Let, then, the two moral systems, instead of blaming each other, act in
concert, and attack vice at its opposite poles. While the economists perform
their task in uprooting prejudice, stimulating just and necessary opposition,
studying and exposing the real nature of actions and things, let the
religious moralist, on his part, perform his more attractive, but more
difficult, labor; let him attack the very body of iniquity, follow it to its
most vital parts, paint the charms of beneficence, self-denial and devotion,
open the fountains of virtue where we can only choke the sources of vice —
this is his duty. It is noble and beautiful. But why does he dispute the
utility of that which belongs to us?
In a society that, though not superlatively virtuous, should nevertheless
be regulated by the influences of economical morality (which is the knowledge
of the economy of society), would there not be a field for the progress of
religious morality?
Habit, it has been said, is a second nature. A country where the
individual had become unaccustomed to injustice simply by the force of an
enlightened public opinion might, indeed, be pitiable; but it seems to me it
would be well prepared to receive an education more elevated and more pure.

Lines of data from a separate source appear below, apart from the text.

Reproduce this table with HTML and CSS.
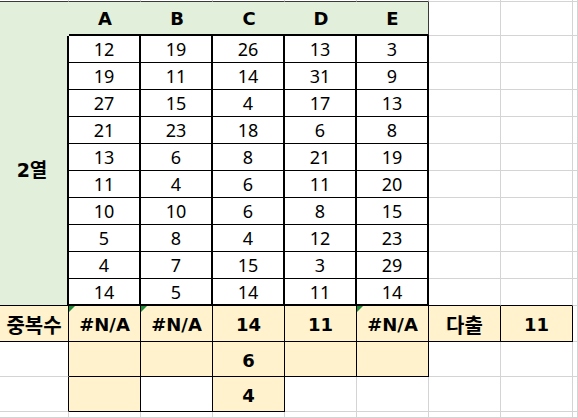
FILE: index.html
```html
<!DOCTYPE html>
<html lang="ko">
<head>
<meta charset="utf-8">
<title>Sheet</title>
<link rel="stylesheet" href="styles.css">
</head>
<body>
<div class="sheet">
  <!-- top strip -->
  <div class="c top dk"></div><div class="c top dk"></div><div class="c top dk"></div><div class="c top dk"></div><div class="c top dk"></div><div class="c top dk"></div><div class="c top"></div><div class="c top"></div><div class="c top"></div>
  <!-- header -->
  <div class="c g hl"></div>
  <div class="c g hd">A</div><div class="c g hd">B</div><div class="c g hd">C</div><div class="c g hd">D</div><div class="c g hd hde">E</div>
  <div class="c"></div><div class="c"></div><div class="c"></div>
  <!-- data rows -->
  <div class="c g lab">2열</div>
  <div class="c d">12</div><div class="c d">19</div><div class="c d">26</div><div class="c d">13</div><div class="c d">3</div><div class="c"></div><div class="c"></div><div class="c"></div>
  <div class="c d">19</div><div class="c d">11</div><div class="c d">14</div><div class="c d">31</div><div class="c d">9</div><div class="c"></div><div class="c"></div><div class="c"></div>
  <div class="c d">27</div><div class="c d">15</div><div class="c d">4</div><div class="c d">17</div><div class="c d">13</div><div class="c"></div><div class="c"></div><div class="c"></div>
  <div class="c d">21</div><div class="c d">23</div><div class="c d">18</div><div class="c d">6</div><div class="c d">8</div><div class="c"></div><div class="c"></div><div class="c"></div>
  <div class="c d">13</div><div class="c d">6</div><div class="c d">8</div><div class="c d">21</div><div class="c d">19</div><div class="c"></div><div class="c"></div><div class="c"></div>
  <div class="c d">11</div><div class="c d">4</div><div class="c d">6</div><div class="c d">11</div><div class="c d">20</div><div class="c"></div><div class="c"></div><div class="c"></div>
  <div class="c d">10</div><div class="c d">10</div><div class="c d">6</div><div class="c d">8</div><div class="c d">15</div><div class="c"></div><div class="c"></div><div class="c"></div>
  <div class="c d">5</div><div class="c d">8</div><div class="c d">4</div><div class="c d">12</div><div class="c d">23</div><div class="c"></div><div class="c"></div><div class="c"></div>
  <div class="c d">4</div><div class="c d">7</div><div class="c d">15</div><div class="c d">3</div><div class="c d">29</div><div class="c"></div><div class="c"></div><div class="c"></div>
  <div class="c d dl">14</div><div class="c d dl">5</div><div class="c d dl">14</div><div class="c d dl">11</div><div class="c d dl">14</div><div class="c bb"></div><div class="c bb"></div><div class="c"></div>
  <!-- summary row -->
  <div class="c y kor">중복수</div>
  <div class="c y err">#N/A</div><div class="c y err">#N/A</div><div class="c y">14</div><div class="c y">11</div><div class="c y err">#N/A</div>
  <div class="c y kor">다출</div><div class="c y">11</div><div class="c"></div>
  <!-- extra rows -->
  <div class="c rb"></div>
  <div class="c y"></div><div class="c y"></div><div class="c y">6</div><div class="c y"></div><div class="c y"></div>
  <div class="c"></div><div class="c"></div><div class="c"></div>
  <div class="c rb"></div>
  <div class="c y"></div><div class="c bx"></div><div class="c y">4</div><div class="c"></div><div class="c"></div>
  <div class="c"></div><div class="c"></div><div class="c"></div>
  <div class="c"></div><div class="c"></div><div class="c"></div><div class="c"></div><div class="c"></div><div class="c"></div><div class="c"></div><div class="c"></div><div class="c"></div>
</div>
</body>
</html>
```
FILE: styles.css
```css
html, body {
  margin: 0;
  padding: 0;
  background: #ffffff;
  overflow: hidden;
}

.sheet {
  display: grid;
  grid-template-columns: 69px repeat(7, 72px) 1fr;
  grid-template-rows: 2px 34px repeat(10, 27px) 36px 35px 35px 6px;
  width: 578px;
  font-family: "Noto Sans", "Noto Sans CJK KR", sans-serif;
  font-size: 18px;
  line-height: 1;
  color: #000;
}

.c {
  box-sizing: border-box;
  border-right: 1px solid #d4d4d4;
  border-bottom: 1px solid #d4d4d4;
  display: flex;
  align-items: center;
  justify-content: center;
  position: relative;
  min-width: 0;
}

.top.dk {
  border-bottom-color: #3a3a3a;
}

.g {
  background: #e2efda;
}

.hl {
  border-right: 0;
  border-bottom: 0;
}

.hd {
  border-right: 0;
  border-bottom: 2px solid #000;
  align-items: flex-end;
  padding-bottom: 6px;
  font-family: "DejaVu Sans", sans-serif;
  font-weight: 700;
  font-size: 18px;
}

.hde {
  border-right: 1px solid #3a3a3a;
}

.lab {
  grid-row: span 10;
  border-right: 2px solid #000;
  border-bottom: 1px solid #000;
  font-family: "DejaVu Sans", "Noto Sans CJK KR", sans-serif;
  font-weight: 700;
  font-size: 19px;
  padding-right: 3px;
}

.d {
  border-right: 2px solid #000;
  border-bottom: 1px solid #000;
}

.d.dl {
  border-bottom: 2px solid #000;
}

.bb {
  border-bottom-color: #000;
}

.y {
  background: #fff2cc;
  border-right-color: #000;
  border-bottom-color: #000;
  font-family: "DejaVu Sans", "Noto Sans CJK KR", sans-serif;
  font-weight: 700;
  padding-top: 3px;
}

.kor {
  font-family: "Noto Sans CJK KR", sans-serif;
  font-size: 20px;
  padding-top: 2px;
}

.err::before {
  content: "";
  position: absolute;
  top: 0;
  left: 0;
  width: 0;
  height: 0;
  border-top: 6px solid #1f8a3a;
  border-right: 6px solid transparent;
}

.rb {
  border-right-color: #000;
}

.bx {
  border-right-color: #000;
  border-bottom-color: #000;
}
```
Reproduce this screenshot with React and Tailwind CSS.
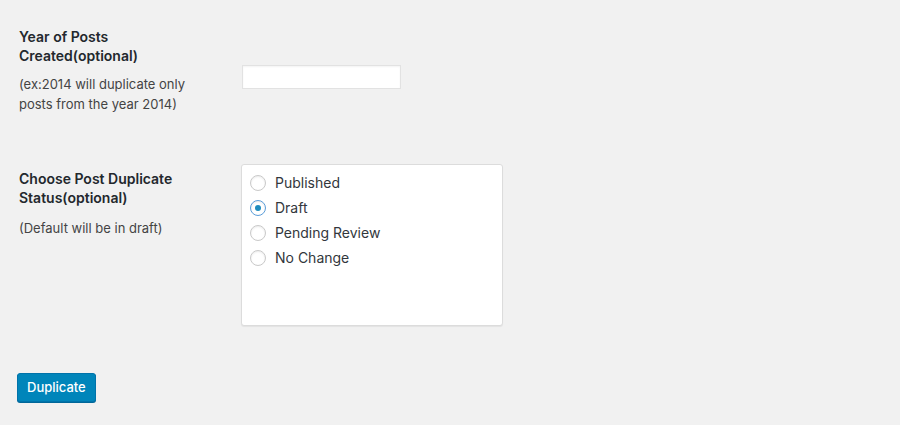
export default function App() {
  const options = ["Published", "Draft", "Pending Review", "No Change"];
  return (
    <div className="w-[900px] h-[425px] bg-[#f1f1f1] text-[#23282d] pl-[19px] pt-[27px] overflow-hidden" style={{ fontFamily: "Inter, 'Noto Sans', sans-serif" }}>
      <div className="flex">
        <div className="w-[223px] shrink-0">
          <div className="text-[14px] leading-[19px] font-semibold">Year of Posts<br />Created(optional)</div>
          <p className="mt-[9px] text-[13px] leading-[20px] text-[#444]">(ex:2014 will duplicate only<br />posts from the year 2014)</p>
        </div>
        <div className="pt-[38px]">
          <input type="text" className="block w-[159px] h-[24px] bg-white border border-[#e2e2e2] shadow-[inset_0_1px_2px_rgba(0,0,0,0.05)] outline-none" />
        </div>
      </div>
      <div className="flex mt-[54px]">
        <div className="w-[222px] shrink-0 pt-[1px]">
          <div className="text-[14px] leading-[19px] font-semibold">Choose Post Duplicate<br />Status(optional)</div>
          <p className="mt-[11px] text-[13px] leading-[20px] text-[#444]">(Default will be in draft)</p>
        </div>
        <div className="-mt-[4px] w-[262px] h-[162px] bg-white border border-[#dcdcdc] rounded-[3px] shadow-[0_1px_1px_rgba(0,0,0,0.06)] pl-[8px] pt-[5px]">
          {options.map((o) => (
            <div key={o} className="flex items-center h-[25px]">
              <span className={"w-[16px] h-[16px] rounded-full border bg-white flex items-center justify-center shadow-[inset_0_1px_2px_rgba(0,0,0,0.08)] " + (o === "Draft" ? "border-[#5b9dd9] shadow-[0_0_2px_rgba(30,140,190,0.8)]" : "border-[#c9c9c9]")}>
                {o === "Draft" && <span className="w-[6px] h-[6px] rounded-full bg-[#1e8cbe]" />}
              </span>
              <span className="ml-[9px] text-[14px] text-[#32373c]">{o}</span>
            </div>
          ))}
        </div>
      </div>
      <div className="mt-[47px]">
        <button className="-ml-[2px] h-[29px] px-[9px] bg-[#0085ba] border border-[#0073aa] rounded-[3px] text-white text-[13px] font-medium shadow-[0_1px_0_#006799]">Duplicate</button>
      </div>
    </div>
  );
}
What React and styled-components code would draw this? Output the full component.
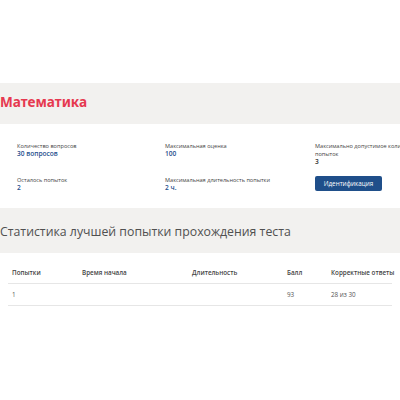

To be disaccustomed to evil is a great step toward becoming good. Men cannot
remain stationary. Turned aside from the paths of vice that would lead only
to infamy, they appreciate better the attractions of virtue. Possibly it may
be necessary for society to pass through this prosaic state, where men
practice virtue by calculation, to be thence elevated to that more poetic
region where they will no longer have need of such an exercise.